- [TASK DESCRIPTION]
Leave out the pictures and copy the remaining records exactly.

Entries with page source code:
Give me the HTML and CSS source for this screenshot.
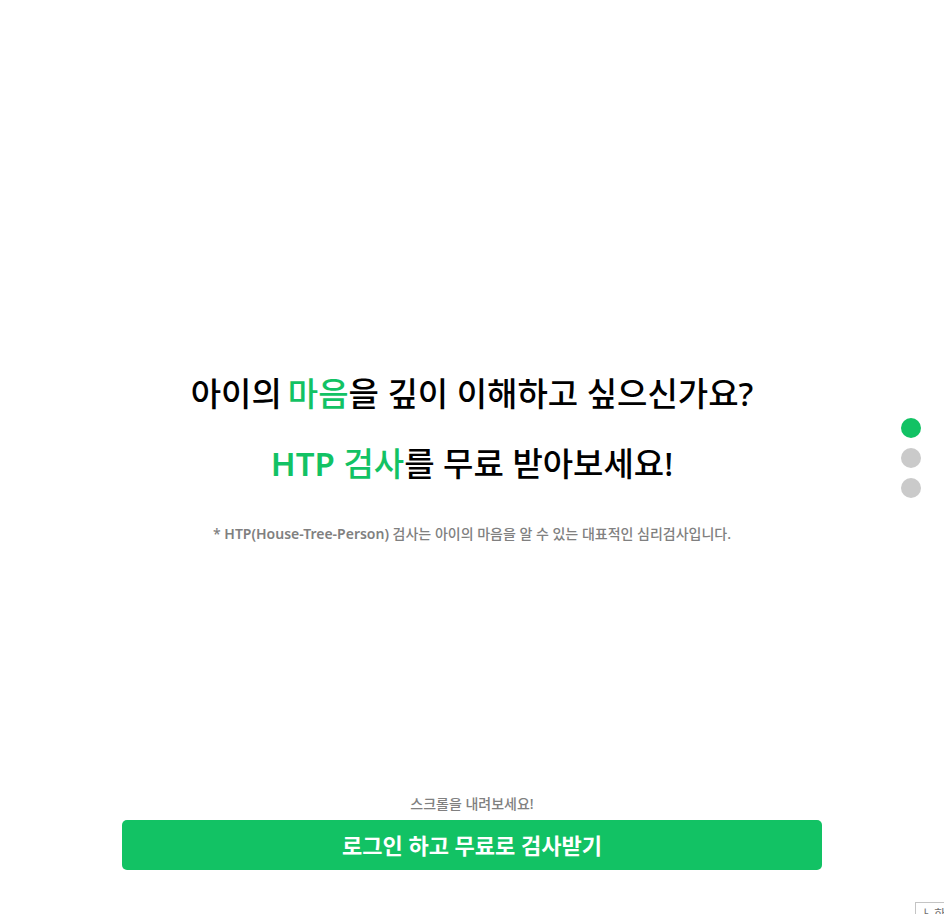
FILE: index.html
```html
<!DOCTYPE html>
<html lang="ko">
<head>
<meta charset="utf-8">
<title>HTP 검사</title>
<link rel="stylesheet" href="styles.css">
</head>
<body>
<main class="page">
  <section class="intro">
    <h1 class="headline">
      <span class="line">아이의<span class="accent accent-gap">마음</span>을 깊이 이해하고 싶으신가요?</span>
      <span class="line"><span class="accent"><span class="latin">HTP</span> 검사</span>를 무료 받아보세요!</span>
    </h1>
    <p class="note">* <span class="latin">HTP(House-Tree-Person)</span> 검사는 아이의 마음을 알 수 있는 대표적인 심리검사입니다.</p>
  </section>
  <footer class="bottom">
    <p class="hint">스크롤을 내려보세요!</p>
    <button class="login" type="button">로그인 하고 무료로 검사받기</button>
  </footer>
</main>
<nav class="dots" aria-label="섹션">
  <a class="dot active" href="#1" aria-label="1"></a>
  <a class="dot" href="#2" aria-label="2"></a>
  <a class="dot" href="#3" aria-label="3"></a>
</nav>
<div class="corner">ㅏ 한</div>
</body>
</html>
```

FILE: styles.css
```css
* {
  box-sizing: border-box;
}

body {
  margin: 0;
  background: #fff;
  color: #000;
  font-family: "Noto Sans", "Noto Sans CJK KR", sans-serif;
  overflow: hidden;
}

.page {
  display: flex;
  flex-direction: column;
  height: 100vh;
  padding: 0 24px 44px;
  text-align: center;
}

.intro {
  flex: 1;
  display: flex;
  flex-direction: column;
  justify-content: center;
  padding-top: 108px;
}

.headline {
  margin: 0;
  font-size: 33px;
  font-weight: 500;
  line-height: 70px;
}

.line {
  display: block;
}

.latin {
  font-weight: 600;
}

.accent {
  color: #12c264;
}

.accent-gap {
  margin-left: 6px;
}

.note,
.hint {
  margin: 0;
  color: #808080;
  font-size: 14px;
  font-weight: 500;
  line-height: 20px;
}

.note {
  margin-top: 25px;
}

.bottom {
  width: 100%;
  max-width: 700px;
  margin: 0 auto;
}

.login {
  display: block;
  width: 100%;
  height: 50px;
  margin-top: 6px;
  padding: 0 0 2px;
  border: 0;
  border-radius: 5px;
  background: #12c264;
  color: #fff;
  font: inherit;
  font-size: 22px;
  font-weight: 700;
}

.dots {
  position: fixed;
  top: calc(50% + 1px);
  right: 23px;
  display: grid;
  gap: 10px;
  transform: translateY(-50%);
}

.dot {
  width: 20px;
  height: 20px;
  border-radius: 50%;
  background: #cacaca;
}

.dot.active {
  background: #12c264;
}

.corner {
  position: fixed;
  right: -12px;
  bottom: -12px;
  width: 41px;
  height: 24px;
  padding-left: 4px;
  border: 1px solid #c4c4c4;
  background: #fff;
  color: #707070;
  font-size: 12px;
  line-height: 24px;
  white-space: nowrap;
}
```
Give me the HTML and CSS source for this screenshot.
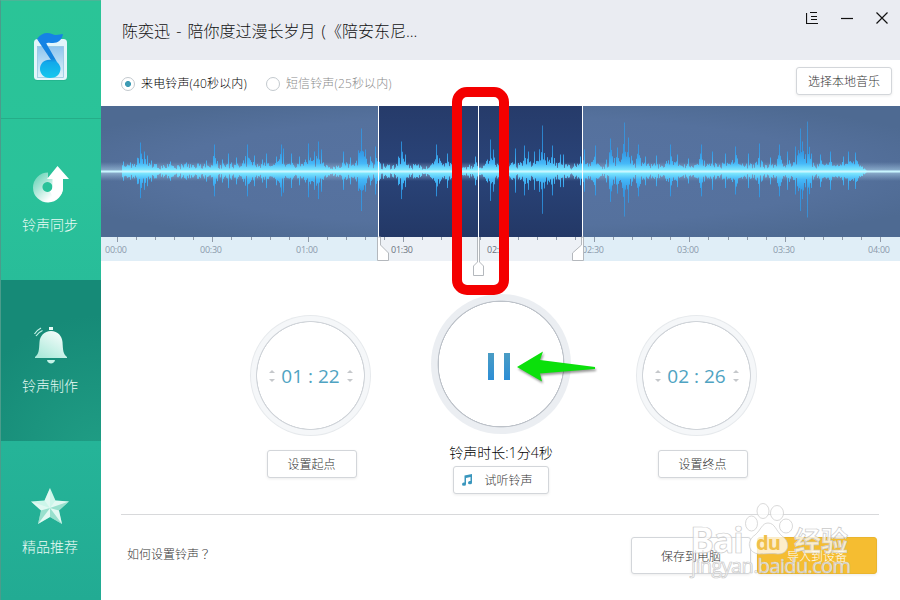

- [OUTPUT FOR THIS TASK]
Give me the HTML and CSS source for this screenshot.
FILE: index.html
```html
<!DOCTYPE html>
<html lang="ko">
<head>
<meta charset="utf-8">
<title>HTP 검사</title>
<link rel="stylesheet" href="styles.css">
</head>
<body>
<main class="page">
  <section class="intro">
    <h1 class="headline">
      <span class="line">아이의<span class="accent accent-gap">마음</span>을 깊이 이해하고 싶으신가요?</span>
      <span class="line"><span class="accent"><span class="latin">HTP</span> 검사</span>를 무료 받아보세요!</span>
    </h1>
    <p class="note">* <span class="latin">HTP(House-Tree-Person)</span> 검사는 아이의 마음을 알 수 있는 대표적인 심리검사입니다.</p>
  </section>
  <footer class="bottom">
    <p class="hint">스크롤을 내려보세요!</p>
    <button class="login" type="button">로그인 하고 무료로 검사받기</button>
  </footer>
</main>
<nav class="dots" aria-label="섹션">
  <a class="dot active" href="#1" aria-label="1"></a>
  <a class="dot" href="#2" aria-label="2"></a>
  <a class="dot" href="#3" aria-label="3"></a>
</nav>
<div class="corner">ㅏ 한</div>
</body>
</html>
```

FILE: styles.css
```css
* {
  box-sizing: border-box;
}

body {
  margin: 0;
  background: #fff;
  color: #000;
  font-family: "Noto Sans", "Noto Sans CJK KR", sans-serif;
  overflow: hidden;
}

.page {
  display: flex;
  flex-direction: column;
  height: 100vh;
  padding: 0 24px 44px;
  text-align: center;
}

.intro {
  flex: 1;
  display: flex;
  flex-direction: column;
  justify-content: center;
  padding-top: 108px;
}

.headline {
  margin: 0;
  font-size: 33px;
  font-weight: 500;
  line-height: 70px;
}

.line {
  display: block;
}

.latin {
  font-weight: 600;
}

.accent {
  color: #12c264;
}

.accent-gap {
  margin-left: 6px;
}

.note,
.hint {
  margin: 0;
  color: #808080;
  font-size: 14px;
  font-weight: 500;
  line-height: 20px;
}

.note {
  margin-top: 25px;
}

.bottom {
  width: 100%;
  max-width: 700px;
  margin: 0 auto;
}

.login {
  display: block;
  width: 100%;
  height: 50px;
  margin-top: 6px;
  padding: 0 0 2px;
  border: 0;
  border-radius: 5px;
  background: #12c264;
  color: #fff;
  font: inherit;
  font-size: 22px;
  font-weight: 700;
}

.dots {
  position: fixed;
  top: calc(50% + 1px);
  right: 23px;
  display: grid;
  gap: 10px;
  transform: translateY(-50%);
}

.dot {
  width: 20px;
  height: 20px;
  border-radius: 50%;
  background: #cacaca;
}

.dot.active {
  background: #12c264;
}

.corner {
  position: fixed;
  right: -12px;
  bottom: -12px;
  width: 41px;
  height: 24px;
  padding-left: 4px;
  border: 1px solid #c4c4c4;
  background: #fff;
  color: #707070;
  font-size: 12px;
  line-height: 24px;
  white-space: nowrap;
}
```
Give me the HTML and CSS source for this screenshot.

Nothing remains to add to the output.